Bilimsel açıdan bakıldığında, balık kafasında özellikle **yanak kısmında** yoğun et bulunuyor. Araştırmalar, balık yanak etinin kas liflerinin daha yumuşak yapıda olduğunu ve yüksek kolajen içerdiğini gösteriyor. Bu da cilt sağlığına katkı sağladığı iddia edilen bir özellik. Ayrıca kafanın içinde bulunan **beyin ve göz çevresi dokularında** da omega-3 yağ asitleri yüksek oranda mevcut.

Örneğin 2020’de yapılan bir gıda biyokimyası araştırmasında, balık kafasında bulunan beyin dokusunun, balığın gövdesine kıyasla daha yoğun DHA (dokosahekzaenoik asit) içerdiği saptanmış. Bu da sinir sistemi sağlığı açısından önemli bir veri.

Lezzet Meselesi: Kültürden Kültüre Farklılıklar

İşin bir de kültürel boyutu var. Uzak Doğu mutfağında, özellikle Çin’de balık kafası çorbası oldukça popülerdir.
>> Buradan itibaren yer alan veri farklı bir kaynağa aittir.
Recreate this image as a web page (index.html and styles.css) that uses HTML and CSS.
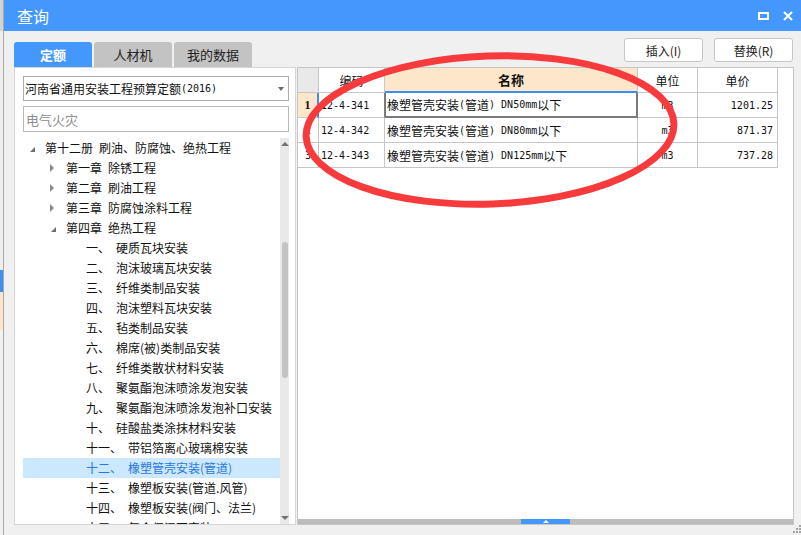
FILE: index.html
```html
<!DOCTYPE html>
<html lang="zh-CN">
<head>
<meta charset="utf-8">
<title>查询</title>
<link rel="stylesheet" href="styles.css">
</head>
<body>
<div class="screen">
  <div class="backdrop"></div>
  <div class="dialog">
    <div class="titlebar">
      <span class="title">查询</span>
      <div class="win-controls">
        <span class="ctl-max"></span>
        <svg class="ctl-close" width="10" height="10" viewBox="0 0 10 10"><path d="M1 1L9 9M9 1L1 9" stroke="#fff" stroke-width="2" fill="none"/></svg>
      </div>
    </div>
    <div class="body">
      <div class="toolbar">
        <div class="tabs">
          <div class="tab active">定额</div>
          <div class="tab">人材机</div>
          <div class="tab">我的数据</div>
        </div>
        <div class="actions">
          <button class="btn">插入(I)</button>
          <button class="btn">替换(R)</button>
        </div>
      </div>
      <div class="panels">
        <div class="left">
          <div class="select">河南省通用安装工程预算定额<span class="m">(2016)</span><span class="arrow"></span></div>
          <input class="search" type="text" placeholder="电气火灾">
          <div class="tree-wrap">
            <div class="tree">
              <div class="node l0"><span class="caret open"></span><span class="num">第十二册</span>刷油、防腐蚀、绝热工程</div>
              <div class="node l1"><span class="caret closed"></span><span class="num">第一章</span>除锈工程</div>
              <div class="node l1"><span class="caret closed"></span><span class="num">第二章</span>刷油工程</div>
              <div class="node l1"><span class="caret closed"></span><span class="num">第三章</span>防腐蚀涂料工程</div>
              <div class="node l1"><span class="caret open"></span><span class="num">第四章</span>绝热工程</div>
              <div class="node l2"><span class="num">一、</span>硬质瓦块安装</div>
              <div class="node l2"><span class="num">二、</span>泡沫玻璃瓦块安装</div>
              <div class="node l2"><span class="num">三、</span>纤维类制品安装</div>
              <div class="node l2"><span class="num">四、</span>泡沫塑料瓦块安装</div>
              <div class="node l2"><span class="num">五、</span>毡类制品安装</div>
              <div class="node l2"><span class="num">六、</span>棉席(被)类制品安装</div>
              <div class="node l2"><span class="num">七、</span>纤维类散状材料安装</div>
              <div class="node l2"><span class="num">八、</span>聚氨酯泡沫喷涂发泡安装</div>
              <div class="node l2"><span class="num">九、</span>聚氨酯泡沫喷涂发泡补口安装</div>
              <div class="node l2"><span class="num">十、</span>硅酸盐类涂抹材料安装</div>
              <div class="node l2"><span class="num">十一、</span>带铝箔离心玻璃棉安装</div>
              <div class="node l2 sel"><span class="num">十二、</span>橡塑管壳安装(管道)</div>
              <div class="node l2"><span class="num">十三、</span>橡塑板安装(管道.风管)</div>
              <div class="node l2"><span class="num">十四、</span>橡塑板安装(阀门、法兰)</div>
              <div class="node l2"><span class="num">十五、</span>复合保温瓦安装</div>
            </div>
            <div class="vscroll">
              <div class="vs-up"></div>
              <div class="vs-track"><div class="vs-thumb"></div></div>
              <div class="vs-down"></div>
            </div>
          </div>
        </div>
        <div class="right">
          <div class="grid">
            <div class="c corner"></div>
            <div class="c h">编码</div>
            <div class="c h hsel">名称</div>
            <div class="c h">单位</div>
            <div class="c h">单价</div>

            <div class="c rh rsel"><span class="mb">1</span></div>
            <div class="c code-cur"><span class="m">12-4-341</span></div>
            <div class="c cur">橡塑管壳安装<span class="m">(</span>管道<span class="m">) DN50mm</span>以下</div>
            <div class="c ctr"><span class="m">m3</span></div>
            <div class="c num-r"><span class="m">1201.25</span></div>

            <div class="c rh"><span class="m">2</span></div>
            <div class="c"><span class="m">12-4-342</span></div>
            <div class="c">橡塑管壳安装<span class="m">(</span>管道<span class="m">) DN80mm</span>以下</div>
            <div class="c ctr"><span class="m">m3</span></div>
            <div class="c num-r"><span class="m">871.37</span></div>

            <div class="c rh"><span class="m">3</span></div>
            <div class="c"><span class="m">12-4-343</span></div>
            <div class="c">橡塑管壳安装<span class="m">(</span>管道<span class="m">) DN125mm</span>以下</div>
            <div class="c ctr"><span class="m">m3</span></div>
            <div class="c num-r"><span class="m">737.28</span></div>
          </div>
          <div class="hbar"><div class="hthumb"></div></div>
        </div>
      </div>
    </div>
  </div>
  <svg class="annot" width="801" height="535" viewBox="0 0 801 535">
    <ellipse cx="490" cy="130" rx="184" ry="74" transform="rotate(-2 490 130)" fill="none" stroke="#f73b3d" stroke-width="7"/>
  </svg>
  <svg class="grip" width="9" height="9" viewBox="0 0 9 9">
    <rect x="7" y="0" width="2" height="2" fill="#a3a3a3"/>
    <rect x="4" y="3" width="2" height="2" fill="#a3a3a3"/>
    <rect x="7" y="3" width="2" height="2" fill="#a3a3a3"/>
    <rect x="1" y="6" width="2" height="2" fill="#a3a3a3"/>
    <rect x="4" y="6" width="2" height="2" fill="#a3a3a3"/>
    <rect x="7" y="6" width="2" height="2" fill="#a3a3a3"/>
  </svg>
</div>
</body>
</html>
```
FILE: styles.css
```css
* { box-sizing: border-box; margin: 0; padding: 0; }
html, body { width: 801px; height: 535px; overflow: hidden; }
body {
  font-family: "Noto Sans CJK SC", "Noto Sans", sans-serif;
  font-size: 12px;
  color: #111;
  background: #e6e6e6;
}
.screen { position: relative; display: flex; width: 801px; height: 535px; }

.backdrop {
  width: 4px;
  border-right: 1px solid #a9a9a9;
  background: linear-gradient(to bottom,
    #d2d2d2 0 31px, #eeeeee 31px 270px, #3f8ff0 270px 292px,
    #fbe5cd 292px 330px, #f2f2f2 330px);
}

.dialog { flex: 1; display: flex; flex-direction: column; min-width: 0; }

.titlebar {
  height: 31px;
  background: #4498fd;
  color: #fff;
  display: flex;
  align-items: center;
  justify-content: space-between;
  padding: 0 8px 0 13px;
}
.title { font-size: 16px; line-height: 1; }
.win-controls { display: flex; align-items: center; gap: 14px; }
.ctl-max { width: 11px; height: 8px; border: 2px solid #fff; }
.ctl-close { display: block; }

.body {
  flex: 1;
  display: flex;
  flex-direction: column;
  background: #f0f0f0;
  padding: 0 7px 10px 10px;
  min-height: 0;
}

.toolbar { height: 36px; display: flex; justify-content: space-between; }
.tabs { display: flex; gap: 2px; align-self: flex-end; }
.tab {
  width: 78px;
  height: 25px;
  border-radius: 3px 3px 0 0;
  background: #c3c3c3;
  color: #222;
  font-size: 13px;
  display: flex;
  align-items: center;
  justify-content: center;
}
.tab.active { background: #4498fd; color: #fff; font-weight: bold; }

.actions { display: flex; gap: 11px; padding-top: 7px; margin-right: 1px; align-self: flex-start; }
.btn {
  width: 79px;
  height: 24px;
  background: #fff;
  border: 1px solid #c6c6c6;
  border-radius: 3px;
  font-family: inherit;
  font-size: 12px;
  color: #222;
}

.panels { flex: 1; display: flex; gap: 1px; min-height: 0; }

.left {
  width: 282px;
  background: #fff;
  border: 1px solid #d6d6d6;
  padding: 8px 6px 0 8px;
  display: flex;
  flex-direction: column;
}
.select {
  height: 25px;
  border: 1px solid #acacac;
  display: flex;
  align-items: center;
  padding-left: 1px;
  color: #111;
  white-space: nowrap;
}
.select .arrow {
  margin-left: auto;
  margin-right: 4px;
  border-top: 4px solid #6a6a6a;
  border-left: 3px solid transparent;
  border-right: 3px solid transparent;
}
.search {
  height: 26px;
  margin-top: 5px;
  border: 1px solid #b8b8b8;
  padding-left: 2px;
  font-family: inherit;
  font-size: 13px;
  outline: none;
  color: #111;
}
.search::placeholder { color: #8d8d8d; }

.tree-wrap { flex: 1; margin-top: 6px; display: flex; min-height: 0; overflow: hidden; }
.tree { flex: 1; overflow: hidden; }
.node {
  height: 20px;
  display: flex;
  align-items: center;
  white-space: nowrap;
  color: #111;
  padding-bottom: 2px;
}
.l0 { padding-left: 6px; }
.l1 { padding-left: 27px; }
.l2 { padding-left: 63px; }
.caret { width: 16px; height: 18px; display: flex; align-items: center; flex: none; }
.caret.open::before {
  content: "";
  margin-left: 1px;
  margin-top: 4px;
  border-left: 5px solid transparent;
  border-bottom: 5px solid #6e6e6e;
}
.caret.closed::before {
  content: "";
  margin-top: 2px;
  border-left: 4px solid #8a8a8a;
  border-top: 4px solid transparent;
  border-bottom: 4px solid transparent;
}
.num { margin-right: 6px; }
.node.sel { background: #cce8ff; color: #2a78de; }

.vscroll { width: 9px; background: #e9e9e9; display: flex; flex-direction: column; flex: none; }
.vs-up, .vs-down { height: 12px; display: flex; align-items: center; justify-content: center; }
.vs-up::before {
  content: "";
  border-left: 4px solid transparent;
  border-right: 4px solid transparent;
  border-bottom: 4px solid #727272;
}
.vs-down::before {
  content: "";
  border-left: 4px solid transparent;
  border-right: 4px solid transparent;
  border-top: 4px solid #727272;
}
.vs-track { flex: 1; }
.vs-thumb {
  margin: 92px 0 0 2px;
  width: 6px;
  height: 136px;
  border-radius: 3px;
  background: #c3c3c3;
}

.right {
  flex: 1;
  background: #fff;
  border: 1px solid #c6c6c6;
  display: flex;
  flex-direction: column;
  min-width: 0;
}
.grid {
  flex: 1;
  display: grid;
  grid-template-columns: 21px 66px 253px 60px 80px;
  grid-auto-rows: 25px;
  align-content: start;
}
.c {
  border-right: 1px solid #c6c6c6;
  border-bottom: 1px solid #c6c6c6;
  display: flex;
  align-items: center;
  padding: 0 2px;
  overflow: hidden;
  white-space: nowrap;
  color: #111;
}
.h { justify-content: center; }
.corner { background: #e9e9e9; }
.hsel { background: #fde7cb; font-weight: bold; border-bottom: 2px solid #3b8ff3; font-size: 13px; }
.rh { justify-content: center; padding: 0; }
.rsel { background: #fde7cb; border-right: 2px solid #3b8ff3; }
.code-cur { border-right-color: #7b7b7b; }
.cur {
  border-right: 2px solid #7b7b7b;
  border-bottom: 2px solid #7b7b7b;
  box-shadow: inset 1px 0 0 #7b7b7b;
}
.ctr { justify-content: center; }
.num-r { justify-content: flex-end; padding-right: 4px; }
.m { font-family: "DejaVu Sans Mono", "Liberation Mono", monospace; font-size: 10px; }
.mb { font-family: "Liberation Serif", serif; font-size: 12px; font-weight: bold; }

.hbar { height: 5px; background: #bcbcbc; display: flex; justify-content: center; }
.hthumb {
  width: 49px;
  background: #4498fd;
  display: flex;
  align-items: center;
  justify-content: center;
}
.hthumb::before {
  content: "";
  border-left: 3px solid transparent;
  border-right: 3px solid transparent;
  border-bottom: 3px solid #fff;
}

.annot { position: absolute; left: 0; top: 0; pointer-events: none; }
.grip { position: absolute; right: 0; bottom: 1px; }
```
Orada balık kafası, sofranın en kıymetli parçalarından biri sayılır. “Fish head curry” gibi Güneydoğu Asya yemekleri de benzer şekilde kafayı merkeze alır.

Bizde ise durum farklı. Anadolu’da çoğu insan balık kafasını genellikle ayıklayıp çöpe atar. Fakat Karadeniz’de kalkan ya da hamsi kafasıyla yapılan geleneksel tarifler vardır. Yani mesele yalnızca damak tadı değil; kültürün de belirleyici olduğu bir gerçek.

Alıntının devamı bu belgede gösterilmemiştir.